Namun pamor Ratu Shima memimpin kerajaannya luar biasa, amat dicintai
jelata, wong cilik sampai lingkaran elit kekuasaan. Kebijakannya mewangi
kesturi, membuat gentar para perompak laut. Alkisah tak ada nagari yang
berani berhadap muka dengan Kerajaan Kalingga, apalagi menantang Ratu
Shima nan perkasa. bak Srikandi, sang Ratu Panah.
Konon, Ratu Shima, justru amat resah dengan kepatuhan rakyat, kenapa
wong cilik juga para pejabat mahapatih, patih, mahamenteri, dan
menteri,hulubalang, jagabaya, jagatirta, ulu-ulu, pun segenap pimpinan
divisi kerajaan sampai tukang istal kuda, alias pengganti tapal kuda,
kuda-kuda tunggang kesayangannya, tak ada yang berani menentang sabda
pandita ratunya. Sekali waktu, Ratu Shima menguji kesetiaan lingkaran
elitnya dengan me-mutasi, dan me-Non Job-kan pejabat penting di
lingkunganb Istana. Namun puluhan pejabat yang mendapat mutasi ditempat
yang tak diharap, maupun yang di-Non Job-kan, tak ada yang mengeluh
barang sepatah kata. Semua bersyukur, kebijakan Ratu Shima sebetapapun
memojokkannya, dianggap memberi barokah, titah titisan Sang Hyang Maha
Wenang.
Tak puas dengan sikap "setia" lingkaran dalamnya, Ratu Shima, sekali
lagi menguji kesetiaan wong cilik, pemilik sah Kerajaan Kalingga dengan
menghamparkan emas permata, perhiasan yang tak ternilai harganya di
perempatan alun-alun dekat Istana tanpa penjagaan sama sekali. Kata Ratu
Shima,"Segala macam perhiasan persembahan bagi Dewata agung ini jangan
ada yang berani mencuri, siapa berani mencuri akan memanggil bala kutuk
bagi Nagari Kalingga, karenanya, siapapun pencuri itu akan dipotong
tangannya tanpa ampun!". Sontak Wong cilik dan lingkungan elit istana,
bergetar hatinya, mereka benar-benar takut. Tak ada yang berani
menjamah, hingga hari ke 40. Ratu Shima sempat bahagia.

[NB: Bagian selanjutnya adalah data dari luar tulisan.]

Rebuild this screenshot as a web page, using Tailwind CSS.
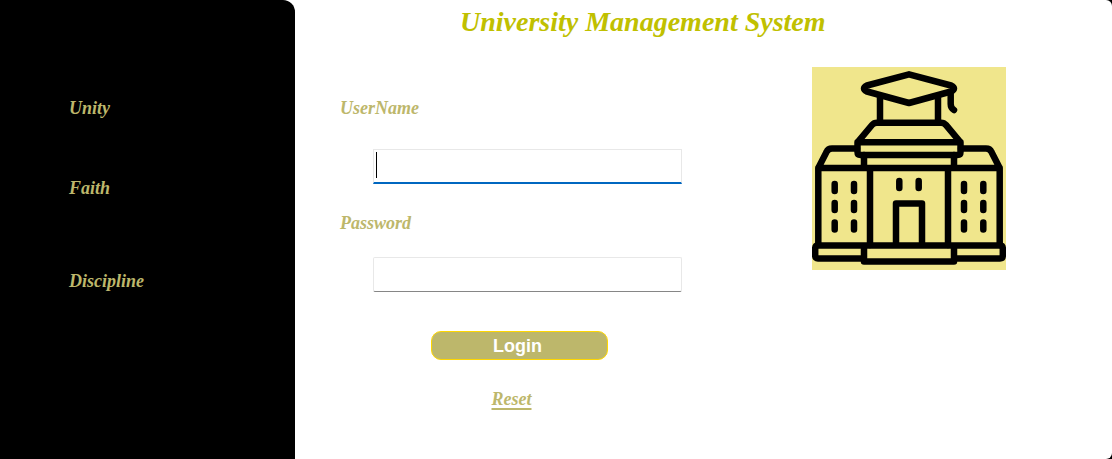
<!DOCTYPE html>
<html lang="en">
<head>
<meta charset="utf-8">
<meta name="viewport" content="width=device-width, initial-scale=1">
<title>University Management System</title>
<script src="https://cdn.jsdelivr.net/npm/@tailwindcss/browser@4"></script>
</head>
<body class="bg-black font-['Liberation_Serif',serif] text-lg leading-6 font-bold italic text-[#bdb76b]">
<div class="flex min-h-screen rounded-r-md bg-white">
  <aside class="w-[295px] shrink-0 rounded-tr-xl bg-black pt-24 pl-[69px]">
    <p>Unity</p>
    <p class="mt-14">Faith</p>
    <p class="mt-[69px]">Discipline</p>
  </aside>
  <main class="min-w-0 flex-1 pl-[45px]">
    <h1 class="pt-1 pl-[120px] text-[28px] leading-9 text-[#c0c000]">University Management System</h1>
    <div class="flex items-start gap-[130px]">
      <form class="w-[342px] shrink-0 pt-14">
        <label for="username" class="block">UserName</label>
        <div class="relative mt-[29px] ml-[33px]">
          <input id="username" type="text" class="block h-[35px] w-full border border-b-2 border-[#e8e8e8] border-b-[#0067c0] bg-white px-1 text-base font-normal text-black not-italic outline-none">
          <span class="absolute top-[3px] left-[3px] h-[26px] w-px bg-black" aria-hidden="true"></span>
        </div>
        <label for="password" class="mt-[27px] block">Password</label>
        <input id="password" type="password" class="mt-[22px] ml-[33px] block h-[35px] w-[309px] rounded-xs border border-[#e8e8e8] border-b-[#868686] bg-white px-1 text-base font-normal text-black not-italic outline-none">
        <div class="mt-[39px] ml-[91px] flex w-[177px] flex-col items-center pr-0">
          <button type="submit" class="h-[29px] w-full rounded-[10px] border border-[#ffd700] bg-[#bdb76b] pr-1 font-['Liberation_Sans',sans-serif] text-lg leading-6 font-bold text-white not-italic">Login</button>
          <a href="#" class="mt-[27px] mr-4 underline decoration-2 underline-offset-3">Reset</a>
        </div>
      </form>
      <svg class="mt-[27px] h-[203px] w-[194px] shrink-0 bg-[#f0e68c]" viewBox="0 0 194 203" fill="none" stroke="#000" stroke-width="6.5" stroke-linecap="round" stroke-linejoin="round" role="img" aria-label="University building">
        <path d="M97 7.300 139 18.500Q145 21.500 139 24.500L97 36 55 24.500Q49 21.500 55 18.500Z"/>
        <path d="M138.700 27V37Q138.700 41 142 43M68 30V55M126 30V55"/>
        <path d="M45.500 75.300 60 58Q62 55.700 65 55.700H129Q132 55.700 134 58L148.500 75.300V85Q148.500 88 145.500 88H48.500Q45.500 88 45.500 85ZH148.500"/>
        <path d="M52 88V101M142 88V101M45 81.500H20Q16 81.500 14.500 85L6.300 101V178M149 81.500H174Q178 81.500 179.500 85L187.700 101V178M6.300 101H187.700M58 101V178M136 101V178"/>
        <path d="M84 178V136.500H110V178M52 191.500H6Q3.200 191.500 3.200 188.500V181.500Q3.200 178.500 6 178.500H188Q190.800 178.500 190.800 181.500V188.500Q190.800 191.500 188 191.500H142M52 178.500V194.500H142V178.500"/>
        <path d="M87.300 114V121M106.700 114V121M22.700 117V124M22.700 136V143M22.700 155.500V162.500M42 117V124M42 136V143M42 155.500V162.500M152 117V124M152 136V143M152 155.500V162.500M171.300 117V124M171.300 136V143M171.300 155.500V162.500"/>
      </svg>
    </div>
  </main>
</div>
</body>
</html>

Namun malang tak dapat ditolak. Esok harinya semua perhiasan itu
lenyap tanpa bekas. Amarah menggejolak di hati sang penguasa Kalingga.
Segera dititahkan para telik sandi mengusut wong cilik yang mungkin saja
jadi maling di sekitar lokasi persembahan, sementara di Istana dibentuk
Pansus,Panitia Khusus yang menguji para pejabat istana yang mendapat
mutasi apes, atau yang Non Job diperiksa tuntas. Namun setelah diperiksa
dengan seksama. Berpuluh laksa wong cilik tak ada yang pantas dicurigai
sebagai pelaku, sementara pejabat istana pun berbondong, bersembah
sujud, bersumpah setia kepada Ratu Shima. Mereka rela menyerahkan
jiwanya apabila terbukti mencuri. Ratu Shima kehabisan akal.

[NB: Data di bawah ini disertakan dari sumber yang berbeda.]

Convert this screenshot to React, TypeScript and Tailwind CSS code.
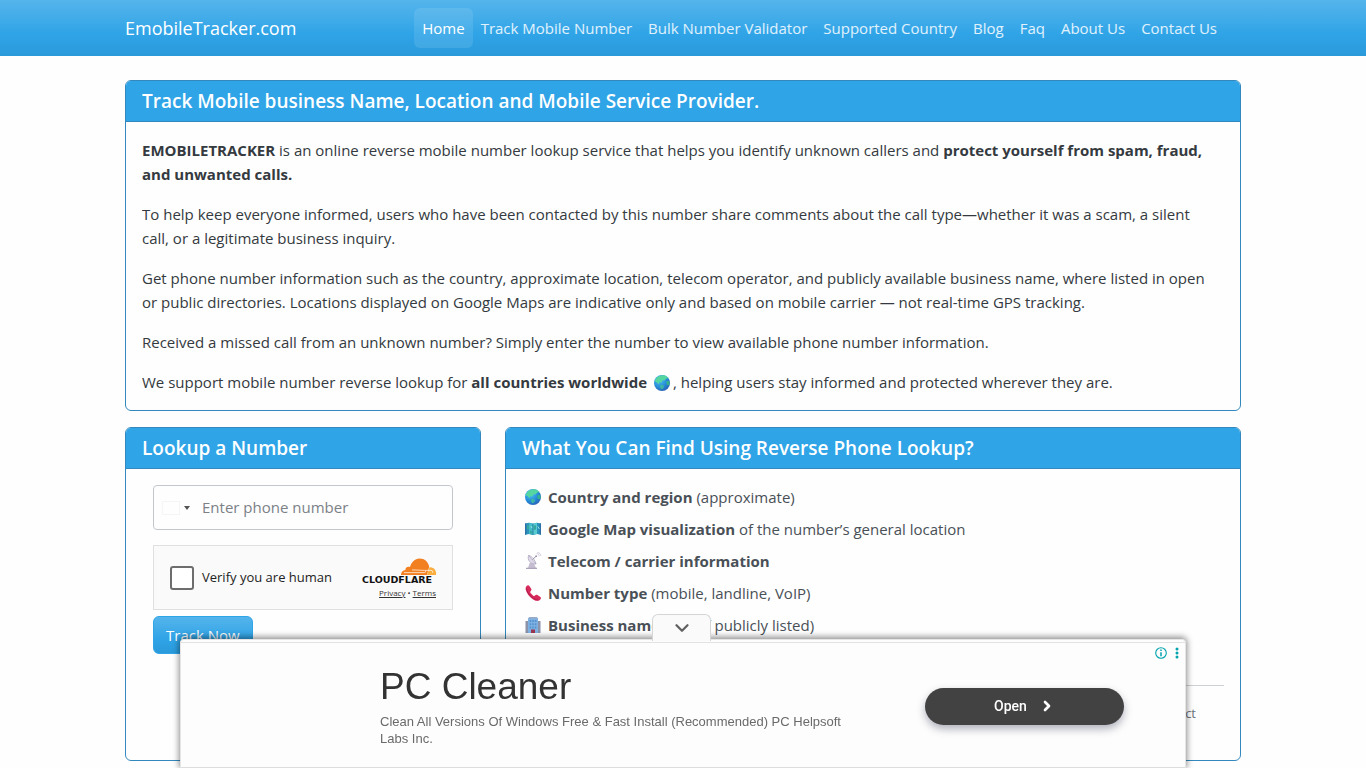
import { ChevronDown, ChevronRight } from 'lucide-react';

const NAV_LINKS = [
  'Home',
  'Track Mobile Number',
  'Bulk Number Validator',
  'Supported Country',
  'Blog',
  'Faq',
  'About Us',
  'Contact Us',
];

function GlobeIcon() {
  return (
    <svg viewBox="0 0 18 18" className="inline-block size-[18px] shrink-0 align-[-4px]" aria-hidden="true">
      <defs>
        <radialGradient id="ocean" cx="0.35" cy="0.3" r="0.8">
          <stop offset="0" stopColor="#4fc3f2" />
          <stop offset="0.6" stopColor="#2489d6" />
          <stop offset="1" stopColor="#2b5bb0" />
        </radialGradient>
      </defs>
      <circle cx="9" cy="9" r="8" fill="url(#ocean)" />
      <path d="M3.4 4C5.800 1.400 9.400.8 11.800 1.600c1.600.5 2.800 1.400 3.600 2.600l-2.200.2-1.400 1.800-2.400.4-.8 1.800-2.200-.4-.6 2.200-2.800-2.400-1.600-.6z" fill="#55d6a0" />
      <path d="M13.400 7.400l2.600-.6c.6 1 .8 2.200.6 3.600l-1.600 1-1.600-1.400z" fill="#36b08c" />
      <path d="M7.600 10.600l3 .8.6 1.400-2 2.400-1.600-.4-.6-2.200z" fill="#3fb3a4" />
    </svg>
  );
}

function MapIcon() {
  return (
    <svg viewBox="0 0 18 18" className="size-[18px] shrink-0" aria-hidden="true">
      <path d="M1 3.500l4-.7 4 .9 4-.9 4 .7v11.300l-4-.7-4 .9-4-.9-4 .7z" fill="#2c94bc" />
      <path d="M5 2.800l4 .9V15l-4-.9z" fill="#43bcc8" />
      <path d="M9 3.700l4-.9v11.300L9 15z" fill="#59cbd2" />
      <path d="M1 3.500l1.400-.2v11.300L1 14.800zM15.600 3.300l1.400.2v11.300l-1.400-.3z" fill="#2a6fa6" />
      <path d="M3 5l2 .4v3.400L3 9.600zM10 5.600l2-.4v4l-2 1zM6 10.400l2 .8v2.400l-2-.4z" fill="#37a79c" />
      <path d="M9 3.700V15" stroke="#1f6f92" strokeWidth="0.8" />
      <path d="M13.800 6.400l1.600 2.600M7 6l.8 2" stroke="#a4e8ea" strokeWidth="0.9" />
    </svg>
  );
}

function SatelliteIcon() {
  return (
    <svg viewBox="0 0 18 18" className="size-[18px] shrink-0" aria-hidden="true">
      <path d="M4 16l1.600-5h4L12 16z" fill="#c4bed0" />
      <path d="M2 16.400h11" stroke="#aba4ba" strokeWidth="1.2" />
      <path d="M4.600 3.400c-1.600 4.400 1.600 9 7.400 8.600z" fill="#dfdae8" stroke="#b3aac4" strokeWidth="0.8" />
      <path d="M4.600 3.400c2.800.4 6.400 4.400 7.400 8.600" fill="none" stroke="#a199b2" strokeWidth="0.8" />
      <path d="M8.400 7.600L12 4.400" stroke="#9a92ab" strokeWidth="1" />
      <circle cx="12.200" cy="4.200" r="0.9" fill="#9a92ab" />
      <path d="M12.600 1.600c1.600 0 2.600 1 2.600 2.600M13.400.6c2 0 3.400 1.400 3.400 3.200" fill="none" stroke="#c6bfd6" strokeWidth="0.8" />
    </svg>
  );
}

function PhoneIcon() {
  return (
    <svg viewBox="0 0 18 18" className="size-[18px] shrink-0" aria-hidden="true">
      <path
        d="M2.2 2.4C3.2 1.2 4.5.8 5.2 1.8l2 3c.6 1 .2 1.7-.6 2.4-.7.6-.6 1 .2 2l2.200 2.200c1 .8 1.400 .9 2 .2.700-.8 1.400-1.200 2.400-.6l3 2c1 .7.600 2-.600 3-2.200 1.800-6 .600-9.400-2.800S.4 4.600 2.200 2.400z"
        fill="#d92a5c"
      />
      <path d="M2.600 4.200c.2 3 1.800 5.600 4 7.800s4.800 3.800 7.400 4" fill="none" stroke="#a81f4c" strokeWidth="0.9" />
    </svg>
  );
}

function BuildingIcon() {
  return (
    <svg viewBox="0 0 18 18" className="size-[18px] shrink-0" aria-hidden="true">
      <path d="M1.500 5H5v12H1.500zM13 5h3.500v12H13z" fill="#8b93ab" />
      <path d="M4 2.500L5.500 1h7L14 2.500V17H4z" fill="#7fb2e2" />
      <path d="M4 2.500L5.500 1h7L14 2.500z" fill="#9aa9c4" />
      <path
        d="M5.600 4h1.600v2H5.600zM8.200 4h1.600v2H8.200zM10.800 4h1.600v2h-1.600zM5.600 7.200h1.600v2H5.600zM8.200 7.200h1.600v2H8.200zM10.800 7.200h1.600v2h-1.600zM5.600 10.400h1.600v2H5.600zM8.200 10.400h1.600v2H8.200zM10.800 10.400h1.600v2h-1.600z"
        fill="#5592cf"
      />
      <path d="M7 13.600h4V17H7z" fill="#9b3552" />
    </svg>
  );
}

function CloudflareLogo() {
  return (
    <svg viewBox="0 0 74 28" className="h-[28px] w-[74px] overflow-visible" role="img" aria-label="Cloudflare">
      <path
        d="M39 18c0-2.700 1.800-4.800 4.400-5-.3-2.400 2.400-4.200 4.600-2.900C49.600 5 52.700 1.500 57.500 1.500c5.200 0 8.800 3.500 9.700 8.200L65 18z"
        fill="#f38020"
      />
      <path d="M65 18l2.500-7.800c4.200-.6 7.200 3.200 6.500 7.800z" fill="#faae40" />
      <path d="M42 15.600h20.500c1.500 0 1.500-2 0-2.200l-12.500-.5M63 13.400h6c1.600 0 2.200 1.300 1.500 2.400" fill="none" stroke="#fff" strokeWidth="0.7" />
      <text x="0" y="26" fill="#111" fontFamily="'DejaVu Sans', sans-serif" fontWeight="700" fontSize="9.5">
        CLOUDFLARE
      </text>
    </svg>
  );
}

const FEATURES = [
  { icon: <GlobeIcon />, title: 'Country and region', note: '(approximate)' },
  { icon: <MapIcon />, title: 'Google Map visualization', note: 'of the number’s general location' },
  { icon: <SatelliteIcon />, title: 'Telecom / carrier information', note: '' },
  { icon: <PhoneIcon />, title: 'Number type', note: '(mobile, landline, VoIP)' },
  { icon: <BuildingIcon />, title: 'Business name', note: '(only if publicly listed)' },
];

function CardHeader({ children }: { children: React.ReactNode }) {
  return (
    <h2 className="border-b border-[#3389bd] bg-[#2fa4e7] px-4 py-2 text-[19px] leading-6 font-semibold text-white">
      {children}
    </h2>
  );
}

function Navbar() {
  return (
    <header className="bg-linear-to-b from-[#54b4eb] via-[#2fa4e7] via-60% to-[#2a9adb]">
      <div className="mx-auto flex h-14 max-w-[1140px] items-center justify-between px-3">
        <a href="#" className="text-lg leading-7 text-white">
          EmobileTracker.com
        </a>
        <nav className="mr-4 flex">
          {NAV_LINKS.map((link) => (
            <a
              key={link}
              href="#"
              className={
                link === 'Home'
                  ? 'rounded-md bg-white/10 px-2 py-2 leading-6 text-white'
                  : 'px-2 py-2 leading-6 text-white/85'
              }
            >
              {link}
            </a>
          ))}
        </nav>
      </div>
    </header>
  );
}

function LookupForm() {
  return (
    <section className="overflow-hidden rounded-md border border-[#3389bd]">
      <CardHeader>Lookup a Number</CardHeader>
      <form className="mx-auto w-[300px] pt-4" onSubmit={(e) => e.preventDefault()}>
        <div className="flex h-[45px] items-center rounded border border-[#c3c7cc] pl-2">
          <button type="button" aria-label="Select country" className="flex items-center gap-1">
            <span className="h-3.5 w-[18px] border border-[#f5f5f5]" />
            <span className="border-x-3 border-t-4 border-x-transparent border-t-[#555]" />
          </button>
          <input
            type="tel"
            aria-label="Phone number"
            placeholder="Enter phone number"
            className="ml-3 min-w-0 flex-1 outline-none placeholder:text-[#7b8187]"
          />
        </div>
        <div className="mt-[15px] flex h-[65px] items-center justify-between border border-[#e0e0e0] bg-[#fafafa] px-4">
          <label className="flex items-center gap-2 text-[13px] text-[#232323]">
            <input type="checkbox" className="size-6 appearance-none rounded-[3px] border-2 border-[#6d6d6d] bg-white" />
            Verify you are human
          </label>
          <div className="flex flex-col items-end">
            <CloudflareLogo />
            <p className="mt-0.5 text-[8px] leading-3 text-[#333]">
              <a href="#" className="underline">
                Privacy
              </a>
              {' • '}
              <a href="#" className="underline">
                Terms
              </a>
            </p>
          </div>
        </div>
        <button
          type="submit"
          className="mt-1.5 h-[38px] rounded-md border border-[#2fa4e7] bg-linear-to-b from-[#54b4eb] via-[#2fa4e7] via-60% to-[#2a9adb] px-3 text-white"
        >
          Track Now
        </button>
      </form>
    </section>
  );
}

function FeatureCard() {
  return (
    <section className="col-span-2 overflow-hidden rounded-md border border-[#3389bd] text-[#495057]">
      <CardHeader>What You Can Find Using Reverse Phone Lookup?</CardHeader>
      <div className="p-4">
        <ul className="flex flex-col gap-2">
          {FEATURES.map(({ icon, title, note }) => (
            <li key={title} className="flex items-center gap-1.5 pl-0.5 leading-6">
              {icon}
              <span>
                <strong className="font-bold">{title}</strong> {note}
              </span>
            </li>
          ))}
        </ul>
        <hr className="mt-12 border-[#ced1d4]" />
        <p className="mt-4 mb-5 pr-7 text-right text-[13px] leading-[22px] text-[#6c757d]">ct</p>
      </div>
    </section>
  );
}

function AdBanner() {
  return (
    <aside className="fixed inset-x-0 bottom-0 mx-auto h-[129px] max-w-[1006px] rounded-t border border-b-[#ddd] border-[#e5e5e5] bg-[#fdfdfd] shadow-[0_-1px_6px_1px_rgba(0,0,0,0.45)]">
      <button
        type="button"
        aria-label="Collapse"
        className="absolute -top-[26px] left-[471px] flex h-[27px] w-[59px] items-center justify-center rounded-t-md border border-b-0 border-[#d5d5d5] bg-[#fafafa]"
      >
        <ChevronDown size={22} strokeWidth={2.5} className="text-[#616161]" />
      </button>
      <div className="mt-0.5 border-t border-[#e2e2e2]" />
      <div className="absolute top-1.5 right-[5px] flex items-center gap-1.5 text-[#00a3ae]">
        <svg viewBox="0 0 14 14" className="size-3.5" aria-hidden="true">
          <circle cx="7" cy="7" r="5.300" fill="none" stroke="currentColor" strokeWidth="1.100" />
          <path d="M7 6.200v4M7 3.600v1.300" stroke="currentColor" strokeWidth="1.500" />
        </svg>
        <svg viewBox="0 0 6 14" className="h-3.5 w-1.5" fill="currentColor" aria-hidden="true">
          <circle cx="3" cy="3" r="1.500" />
          <circle cx="3" cy="7" r="1.500" />
          <circle cx="3" cy="11" r="1.500" />
        </svg>
      </div>
      <div className="flex items-center justify-between pt-[22px] pr-[61px] pl-[199px] font-['Liberation_Sans',sans-serif]">
        <div className="w-[490px]">
          <h3 className="text-[37px] leading-[44px] text-[#333]">PC Cleaner</h3>
          <p className="mt-1 text-[13px] leading-[17px] text-[#6a6a6a]">
            Clean All Versions Of Windows Free &amp; Fast Install (Recommended) PC Helpsoft Labs Inc.
          </p>
        </div>
        <button
          type="button"
          className="flex h-[37px] w-[199px] items-center justify-center gap-3 rounded-full bg-[#424242] font-['Roboto',sans-serif] text-sm font-medium text-white shadow-[0_4px_9px_rgba(60,64,90,0.4)]"
        >
          Open
          <ChevronRight size={16} strokeWidth={4} />
        </button>
      </div>
    </aside>
  );
}

export default function App() {
  return (
    <div className="min-h-screen bg-[#fefefe] pb-2 font-['Open_Sans','Noto_Sans',sans-serif] text-[15px] text-[#343a40]">
      <Navbar />
      <main className="mx-auto max-w-[1140px] px-3 pt-6">
        <section className="overflow-hidden rounded-md border border-[#3389bd]">
          <CardHeader>Track Mobile business Name, Location and Mobile Service Provider.</CardHeader>
          <div className="flex flex-col gap-4 py-4 pr-7 pl-4 leading-6">
            <p>
              <strong>EMOBILETRACKER</strong> is an online reverse mobile number lookup service that helps you identify
              unknown callers and <strong>protect yourself from spam, fraud, and unwanted calls.</strong>
            </p>
            <p>
              To help keep everyone informed, users who have been contacted by this number share comments about the call
              type—whether it was a scam, a silent call, or a legitimate business inquiry.
            </p>
            <p>
              Get phone number information such as the country, approximate location, telecom operator, and publicly
              available business name, where listed in open or public directories. Locations displayed on Google Maps
              are indicative only and based on mobile carrier — not real-time GPS tracking.
            </p>
            <p>
              Received a missed call from an unknown number? Simply enter the number to view available phone number
              information.
            </p>
            <p>
              We support mobile number reverse lookup for <strong>all countries worldwide</strong>{' '}
              <span className="mx-0.5">
                <GlobeIcon />
              </span>
              , helping users stay informed and protected wherever they are.
            </p>
          </div>
        </section>
        <div className="mt-4 grid grid-cols-3 gap-6">
          <LookupForm />
          <FeatureCard />
        </div>
      </main>
      <AdBanner />
    </div>
  );
}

Saat itu, Tukang istal kuda, takut-takut menghadap, badannya gemetar,
matanya jelalatan melihat kiri kanan, amat ketakutan. "Maaf Tuanku Yang
Mulia Ratu Agung Shima, perkenankan hamba memberi kesaksian, hamba
bersedia mati untuk menyampaikan kebenaran ini. Hamba adalah saksi mata
tunggal. Malam itu hamba menyaksikan Putra Mahkota mengambil diam-diam
seluruh perhiasan persembahan itu. Maaf…," sujud sang tukang istal muda
belia, mukanya seperti terbenam di lantai istana. "Apa, Putra Mahkota
mencuri?!" Ratu Shima terperanjat bukan kepalang. Mukanya merah padam..
"Putraku, jawab dengan jujur, pakai nuranimu, benar apa yang dikatakan
wong cilik dari kandang kuda ini?", tanya sang ibu menahan getar. Sang
Putra Mahkota tiada menjawab, ia hanya mengangguk, lalu menunduk teramat
malu. Ia mengharap belas kasih sang ibu yang membesarkannya dari kecil.
Sejenak istana teramat sunyi, hanya bunyi nafas yang terdengar, dan
daun-daun jati emas yang jatuh luruh ke tanah."Prajurit, Demi tegaknya
hukum, dan menjauhkan nagari Kalingga dari kutukan dewata, potong tangan
Putra Mahkotaku, sekaramg juga…," perintah Sang Ratu Shima dengan muka
keras. Seluruh penghuni istana dan rakyat jelata yang berlutut hingga
alun-alun merintih memohon ampun, namun Sang Ratu tiada bergeming dari
keputusannya. Hukuman tetap dilaksankana. Hal itu dituliskan dengan
jelas di Prasasti Kalingga, yang masih bisa dilihat hingga kini.